**Dataset extract:**
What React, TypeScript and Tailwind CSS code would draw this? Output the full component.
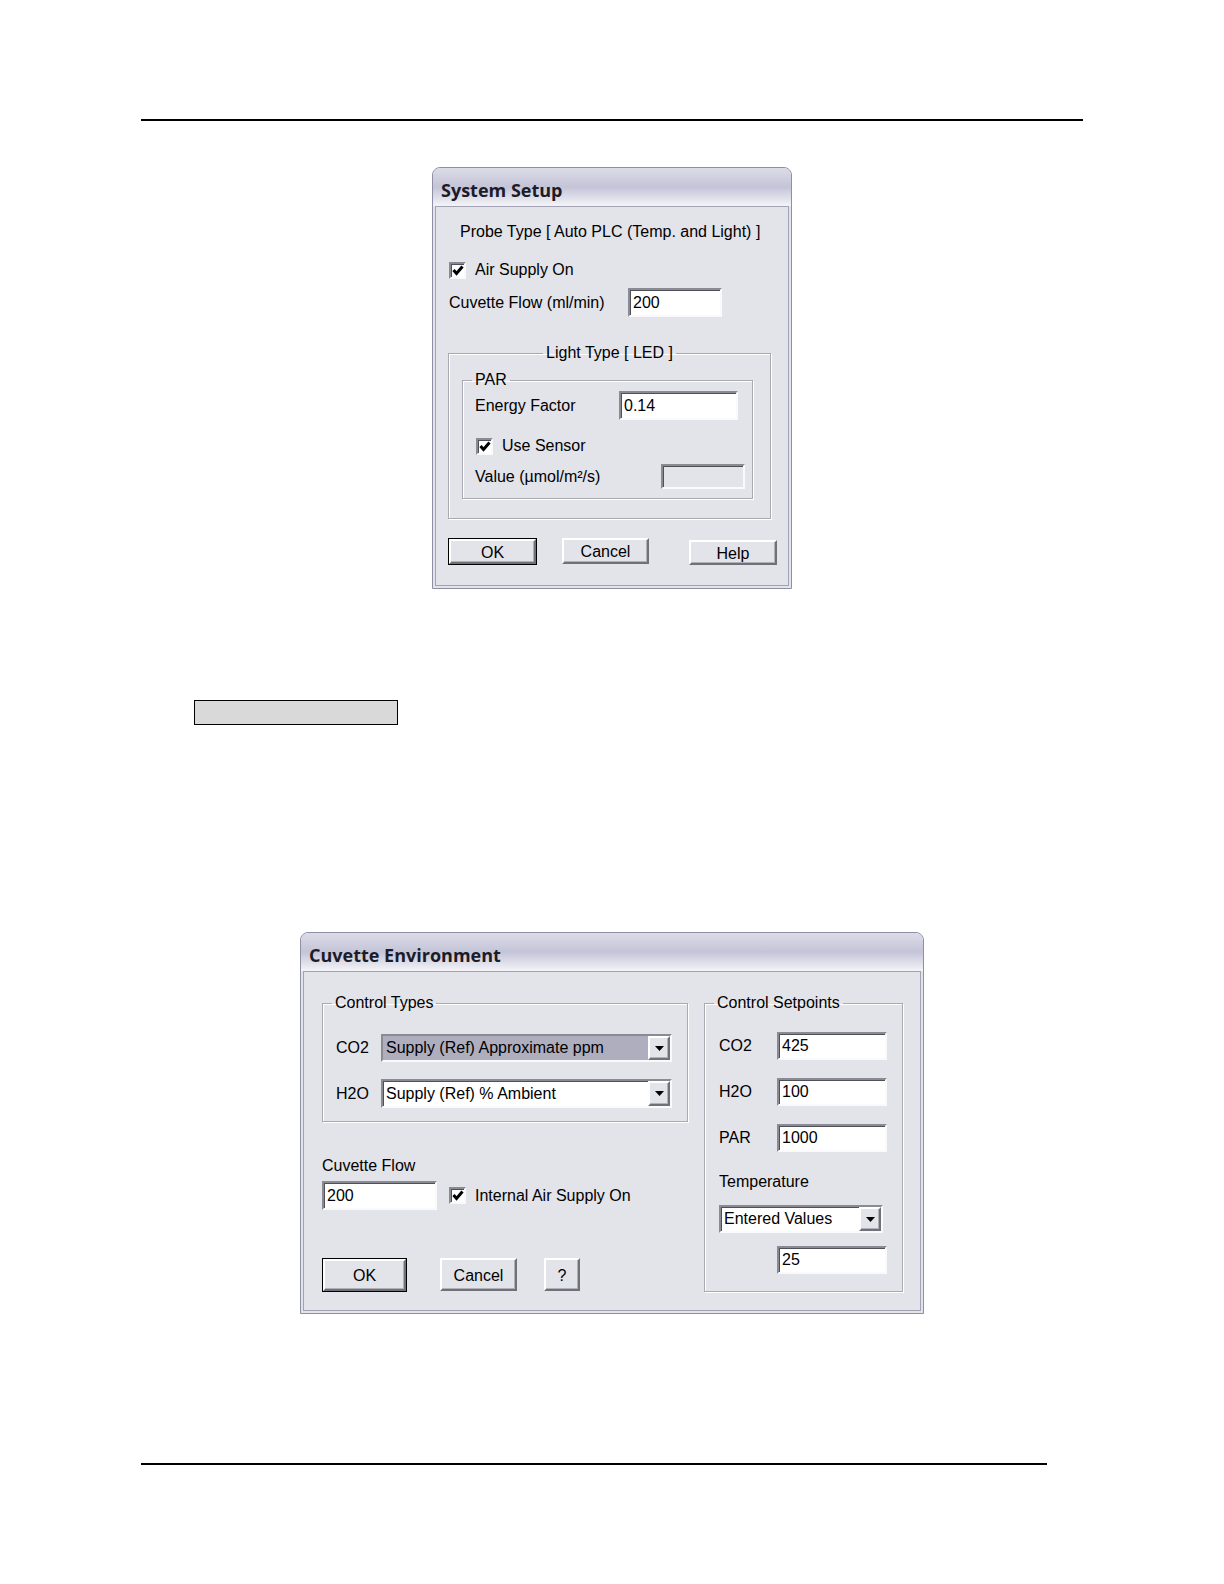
import React from 'react'

const font = { fontFamily: '"Liberation Sans", Arial, sans-serif' }

const sunken =
  'border-2 border-t-[#8a8a92] border-l-[#8a8a92] border-b-[#fafafc] border-r-[#fafafc] shadow-[inset_1px_1px_0_#505058]'
const raised =
  'border-2 border-t-white border-l-white border-b-[#707078] border-r-[#707078] shadow-[inset_-1px_-1px_0_#b0b0b8]'

function Edit({ value = '', className = '', disabled = false }: { value?: string; className?: string; disabled?: boolean }) {
  return (
    <div
      className={`${sunken} flex items-center pl-[3px] text-[16px] text-black ${disabled ? 'bg-[#e3e3ea]' : 'bg-white'} ${className}`}
    >
      {value}
    </div>
  )
}

function Check({ label, className = '' }: { label: string; className?: string }) {
  return (
    <div className={`flex items-center ${className}`}>
      <div className={`${sunken} flex h-[17px] w-[17px] items-center justify-center bg-white`}>
        <svg width="12" height="11" viewBox="0 0 12 11">
          <path d="M1.5 5 L4.5 8.5 L10.5 1.5" fill="none" stroke="#000" strokeWidth="3" />
        </svg>
      </div>
      <span className="ml-[9px] text-[16px] leading-[20px]">{label}</span>
    </div>
  )
}

function Button({ label, isDefault = false, className = '' }: { label: string; isDefault?: boolean; className?: string }) {
  if (isDefault) {
    return (
      <div className={`border border-black ${className}`}>
        <div className={`${raised} flex h-full w-full items-center justify-center bg-[#e3e3ea] pt-[2px] text-[16px]`}>{label}</div>
      </div>
    )
  }
  return (
    <div className={`${raised} flex items-center justify-center bg-[#e3e3ea] pt-[2px] text-[16px] ${className}`}>{label}</div>
  )
}

function Combo({ value, selected = false, className = '' }: { value: string; selected?: boolean; className?: string }) {
  return (
    <div className={`${sunken} flex bg-white ${className}`}>
      <div className={`flex flex-1 items-center pl-[3px] text-[16px] ${selected ? 'bg-[#aeaebe]' : ''}`}>{value}</div>
      <div className={`${raised} flex w-[22px] items-center justify-center bg-[#e3e3ea]`}>
        <svg width="9" height="5" viewBox="0 0 9 5">
          <path d="M0 0 H9 L4.5 5 Z" fill="#000" />
        </svg>
      </div>
    </div>
  )
}

function Window({ title, className = '', children }: { title: string; className?: string; children: React.ReactNode }) {
  return (
    <div className={`flex flex-col overflow-hidden rounded-t-[8px] border border-[#8e8ea6] bg-[#e3e3ea] ${className}`}>
      <div className="h-[38px] shrink-0 bg-gradient-to-b from-[#dcdce8] via-[#c4c4d8] to-[#f4f4f8] pl-[8px] pt-[11px]">
        <span
          className="text-[18px] font-bold leading-[22px] text-[#1c1c28]"
          style={{ fontFamily: '"Open Sans", "DejaVu Sans", sans-serif' }}
        >
          {title}
        </span>
      </div>
      <div className="mx-[2px] mb-[2px] flex flex-1 flex-col border border-[#a2a2b4] bg-[#e3e3ea]">{children}</div>
    </div>
  )
}

function Group({ label, center = false, className = '', children }: { label: string; center?: boolean; className?: string; children: React.ReactNode }) {
  return (
    <fieldset className={`border border-[#a9a9b4] shadow-[inset_1px_1px_0_#fff,1px_1px_0_#fff] ${className}`}>
      <legend className={`px-[3px] text-[16px] leading-[20px] ${center ? 'mx-auto' : 'ml-[9px]'}`}>{label}</legend>
      {children}
    </fieldset>
  )
}

function SystemSetup() {
  return (
    <Window title="System Setup" className="ml-[432px] mt-[46px] h-[422px] w-[360px]">
      <div className="ml-[24px] mt-[15px] text-[16px] leading-[20px]">Probe Type [ Auto PLC (Temp. and Light) ]</div>
      <Check label="Air Supply On" className="ml-[13px] mt-[18px]" />
      <div className="ml-[13px] mt-[8px] flex items-center">
        <span className="w-[179px] text-[16px]">Cuvette Flow (ml/min)</span>
        <Edit value="200" className="h-[29px] w-[94px]" />
      </div>
      <Group label="Light Type [ LED ]" center className="ml-[12px] mt-[26px] h-[176px] w-[323px]">
        <Group label="PAR" className="ml-[13px] mt-[7px] h-[129px] w-[291px]">
          <div className="mt-[1px] flex items-center pl-[12px]">
            <span className="w-[144px] text-[16px]">Energy Factor</span>
            <Edit value="0.14" className="h-[29px] w-[119px]" />
          </div>
          <Check label="Use Sensor" className="ml-[13px] mt-[16px]" />
          <div className="mt-[8px] flex items-center pl-[12px]">
            <span className="w-[186px] text-[16px]">Value (µmol/m²/s)</span>
            <Edit disabled className="h-[25px] w-[84px]" />
          </div>
        </Group>
      </Group>
      <div className="ml-[12px] mt-[19px] flex items-start">
        <Button label="OK" isDefault className="h-[27px] w-[89px]" />
        <Button label="Cancel" className="ml-[25px] h-[26px] w-[87px]" />
        <Button label="Help" className="ml-[40px] mt-[2px] h-[25px] w-[88px]" />
      </div>
    </Window>
  )
}

function CuvetteEnvironment() {
  return (
    <Window title="Cuvette Environment" className="ml-[300px] mt-[207px] h-[382px] w-[624px]">
      <div className="flex">
        <div className="ml-[18px] flex w-[366px] flex-col">
          <Group label="Control Types" className="mt-[21px] h-[129px] w-[366px]">
            <div className="mt-[21px] flex items-center pl-[13px]">
              <span className="w-[45px] text-[16px]">CO2</span>
              <Combo value="Supply (Ref) Approximate ppm" selected className="h-[28px] w-[291px]" />
            </div>
            <div className="mt-[17px] flex items-center pl-[13px]">
              <span className="w-[45px] text-[16px]">H2O</span>
              <Combo value="Supply (Ref) % Ambient" className="h-[29px] w-[291px]" />
            </div>
          </Group>
          <div className="mt-[34px] text-[16px] leading-[20px]">Cuvette Flow</div>
          <div className="mt-[5px] flex items-center">
            <Edit value="200" className="h-[29px] w-[115px]" />
            <Check label="Internal Air Supply On" className="ml-[12px]" />
          </div>
          <div className="mt-[48px] flex">
            <Button label="OK" isDefault className="h-[34px] w-[85px]" />
            <Button label="Cancel" className="ml-[33px] h-[33px] w-[77px]" />
            <Button label="?" className="ml-[27px] h-[33px] w-[36px]" />
          </div>
        </div>
        <Group label="Control Setpoints" className="ml-[16px] mt-[21px] h-[299px] w-[199px]">
          <div className="mt-[19px] flex items-center pl-[14px]">
            <span className="w-[58px] text-[16px]">CO2</span>
            <Edit value="425" className="h-[28px] w-[110px]" />
          </div>
          <div className="mt-[18px] flex items-center pl-[14px]">
            <span className="w-[58px] text-[16px]">H2O</span>
            <Edit value="100" className="h-[28px] w-[110px]" />
          </div>
          <div className="mt-[18px] flex items-center pl-[14px]">
            <span className="w-[58px] text-[16px]">PAR</span>
            <Edit value="1000" className="h-[28px] w-[110px]" />
          </div>
          <div className="ml-[14px] mt-[20px] text-[16px] leading-[20px]">Temperature</div>
          <Combo value="Entered Values" className="ml-[14px] mt-[13px] h-[28px] w-[164px]" />
          <Edit value="25" className="ml-[72px] mt-[13px] h-[28px] w-[110px]" />
        </Group>
      </div>
    </Window>
  )
}

export default function App() {
  return (
    <div className="flex min-h-[1584px] w-[1224px] flex-col bg-white text-black" style={font}>
      <div className="ml-[141px] mt-[119px] h-[2px] w-[942px] bg-black" />
      <SystemSetup />
      <div className="ml-[194px] mt-[111px] h-[25px] w-[204px] border border-black bg-[#d9d9d9]" />
      <CuvetteEnvironment />
      <div className="ml-[141px] mt-[149px] h-[2px] w-[906px] bg-black" />
    </div>
  )
}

**Exercise requirements:** Copy out each line word for word, please, skipping the images.

**Written answer:**
What React, TypeScript and Tailwind CSS code would draw this? Output the full component.
import React from 'react'

const font = { fontFamily: '"Liberation Sans", Arial, sans-serif' }

const sunken =
  'border-2 border-t-[#8a8a92] border-l-[#8a8a92] border-b-[#fafafc] border-r-[#fafafc] shadow-[inset_1px_1px_0_#505058]'
const raised =
  'border-2 border-t-white border-l-white border-b-[#707078] border-r-[#707078] shadow-[inset_-1px_-1px_0_#b0b0b8]'

function Edit({ value = '', className = '', disabled = false }: { value?: string; className?: string; disabled?: boolean }) {
  return (
    <div
      className={`${sunken} flex items-center pl-[3px] text-[16px] text-black ${disabled ? 'bg-[#e3e3ea]' : 'bg-white'} ${className}`}
    >
      {value}
    </div>
  )
}

function Check({ label, className = '' }: { label: string; className?: string }) {
  return (
    <div className={`flex items-center ${className}`}>
      <div className={`${sunken} flex h-[17px] w-[17px] items-center justify-center bg-white`}>
        <svg width="12" height="11" viewBox="0 0 12 11">
          <path d="M1.5 5 L4.5 8.5 L10.5 1.5" fill="none" stroke="#000" strokeWidth="3" />
        </svg>
      </div>
      <span className="ml-[9px] text-[16px] leading-[20px]">{label}</span>
    </div>
  )
}

function Button({ label, isDefault = false, className = '' }: { label: string; isDefault?: boolean; className?: string }) {
  if (isDefault) {
    return (
      <div className={`border border-black ${className}`}>
        <div className={`${raised} flex h-full w-full items-center justify-center bg-[#e3e3ea] pt-[2px] text-[16px]`}>{label}</div>
      </div>
    )
  }
  return (
    <div className={`${raised} flex items-center justify-center bg-[#e3e3ea] pt-[2px] text-[16px] ${className}`}>{label}</div>
  )
}

function Combo({ value, selected = false, className = '' }: { value: string; selected?: boolean; className?: string }) {
  return (
    <div className={`${sunken} flex bg-white ${className}`}>
      <div className={`flex flex-1 items-center pl-[3px] text-[16px] ${selected ? 'bg-[#aeaebe]' : ''}`}>{value}</div>
      <div className={`${raised} flex w-[22px] items-center justify-center bg-[#e3e3ea]`}>
        <svg width="9" height="5" viewBox="0 0 9 5">
          <path d="M0 0 H9 L4.5 5 Z" fill="#000" />
        </svg>
      </div>
    </div>
  )
}

function Window({ title, className = '', children }: { title: string; className?: string; children: React.ReactNode }) {
  return (
    <div className={`flex flex-col overflow-hidden rounded-t-[8px] border border-[#8e8ea6] bg-[#e3e3ea] ${className}`}>
      <div className="h-[38px] shrink-0 bg-gradient-to-b from-[#dcdce8] via-[#c4c4d8] to-[#f4f4f8] pl-[8px] pt-[11px]">
        <span
          className="text-[18px] font-bold leading-[22px] text-[#1c1c28]"
          style={{ fontFamily: '"Open Sans", "DejaVu Sans", sans-serif' }}
        >
          {title}
        </span>
      </div>
      <div className="mx-[2px] mb-[2px] flex flex-1 flex-col border border-[#a2a2b4] bg-[#e3e3ea]">{children}</div>
    </div>
  )
}

function Group({ label, center = false, className = '', children }: { label: string; center?: boolean; className?: string; children: React.ReactNode }) {
  return (
    <fieldset className={`border border-[#a9a9b4] shadow-[inset_1px_1px_0_#fff,1px_1px_0_#fff] ${className}`}>
      <legend className={`px-[3px] text-[16px] leading-[20px] ${center ? 'mx-auto' : 'ml-[9px]'}`}>{label}</legend>
      {children}
    </fieldset>
  )
}

function SystemSetup() {
  return (
    <Window title="System Setup" className="ml-[432px] mt-[46px] h-[422px] w-[360px]">
      <div className="ml-[24px] mt-[15px] text-[16px] leading-[20px]">Probe Type [ Auto PLC (Temp. and Light) ]</div>
      <Check label="Air Supply On" className="ml-[13px] mt-[18px]" />
      <div className="ml-[13px] mt-[8px] flex items-center">
        <span className="w-[179px] text-[16px]">Cuvette Flow (ml/min)</span>
        <Edit value="200" className="h-[29px] w-[94px]" />
      </div>
      <Group label="Light Type [ LED ]" center className="ml-[12px] mt-[26px] h-[176px] w-[323px]">
        <Group label="PAR" className="ml-[13px] mt-[7px] h-[129px] w-[291px]">
          <div className="mt-[1px] flex items-center pl-[12px]">
            <span className="w-[144px] text-[16px]">Energy Factor</span>
            <Edit value="0.14" className="h-[29px] w-[119px]" />
          </div>
          <Check label="Use Sensor" className="ml-[13px] mt-[16px]" />
          <div className="mt-[8px] flex items-center pl-[12px]">
            <span className="w-[186px] text-[16px]">Value (µmol/m²/s)</span>
            <Edit disabled className="h-[25px] w-[84px]" />
          </div>
        </Group>
      </Group>
      <div className="ml-[12px] mt-[19px] flex items-start">
        <Button label="OK" isDefault className="h-[27px] w-[89px]" />
        <Button label="Cancel" className="ml-[25px] h-[26px] w-[87px]" />
        <Button label="Help" className="ml-[40px] mt-[2px] h-[25px] w-[88px]" />
      </div>
    </Window>
  )
}

function CuvetteEnvironment() {
  return (
    <Window title="Cuvette Environment" className="ml-[300px] mt-[207px] h-[382px] w-[624px]">
      <div className="flex">
        <div className="ml-[18px] flex w-[366px] flex-col">
          <Group label="Control Types" className="mt-[21px] h-[129px] w-[366px]">
            <div className="mt-[21px] flex items-center pl-[13px]">
              <span className="w-[45px] text-[16px]">CO2</span>
              <Combo value="Supply (Ref) Approximate ppm" selected className="h-[28px] w-[291px]" />
            </div>
            <div className="mt-[17px] flex items-center pl-[13px]">
              <span className="w-[45px] text-[16px]">H2O</span>
              <Combo value="Supply (Ref) % Ambient" className="h-[29px] w-[291px]" />
            </div>
          </Group>
          <div className="mt-[34px] text-[16px] leading-[20px]">Cuvette Flow</div>
          <div className="mt-[5px] flex items-center">
            <Edit value="200" className="h-[29px] w-[115px]" />
            <Check label="Internal Air Supply On" className="ml-[12px]" />
          </div>
          <div className="mt-[48px] flex">
            <Button label="OK" isDefault className="h-[34px] w-[85px]" />
            <Button label="Cancel" className="ml-[33px] h-[33px] w-[77px]" />
            <Button label="?" className="ml-[27px] h-[33px] w-[36px]" />
          </div>
        </div>
        <Group label="Control Setpoints" className="ml-[16px] mt-[21px] h-[299px] w-[199px]">
          <div className="mt-[19px] flex items-center pl-[14px]">
            <span className="w-[58px] text-[16px]">CO2</span>
            <Edit value="425" className="h-[28px] w-[110px]" />
          </div>
          <div className="mt-[18px] flex items-center pl-[14px]">
            <span className="w-[58px] text-[16px]">H2O</span>
            <Edit value="100" className="h-[28px] w-[110px]" />
          </div>
          <div className="mt-[18px] flex items-center pl-[14px]">
            <span className="w-[58px] text-[16px]">PAR</span>
            <Edit value="1000" className="h-[28px] w-[110px]" />
          </div>
          <div className="ml-[14px] mt-[20px] text-[16px] leading-[20px]">Temperature</div>
          <Combo value="Entered Values" className="ml-[14px] mt-[13px] h-[28px] w-[164px]" />
          <Edit value="25" className="ml-[72px] mt-[13px] h-[28px] w-[110px]" />
        </Group>
      </div>
    </Window>
  )
}

export default function App() {
  return (
    <div className="flex min-h-[1584px] w-[1224px] flex-col bg-white text-black" style={font}>
      <div className="ml-[141px] mt-[119px] h-[2px] w-[942px] bg-black" />
      <SystemSetup />
      <div className="ml-[194px] mt-[111px] h-[25px] w-[204px] border border-black bg-[#d9d9d9]" />
      <CuvetteEnvironment />
      <div className="ml-[141px] mt-[149px] h-[2px] w-[906px] bg-black" />
    </div>
  )
}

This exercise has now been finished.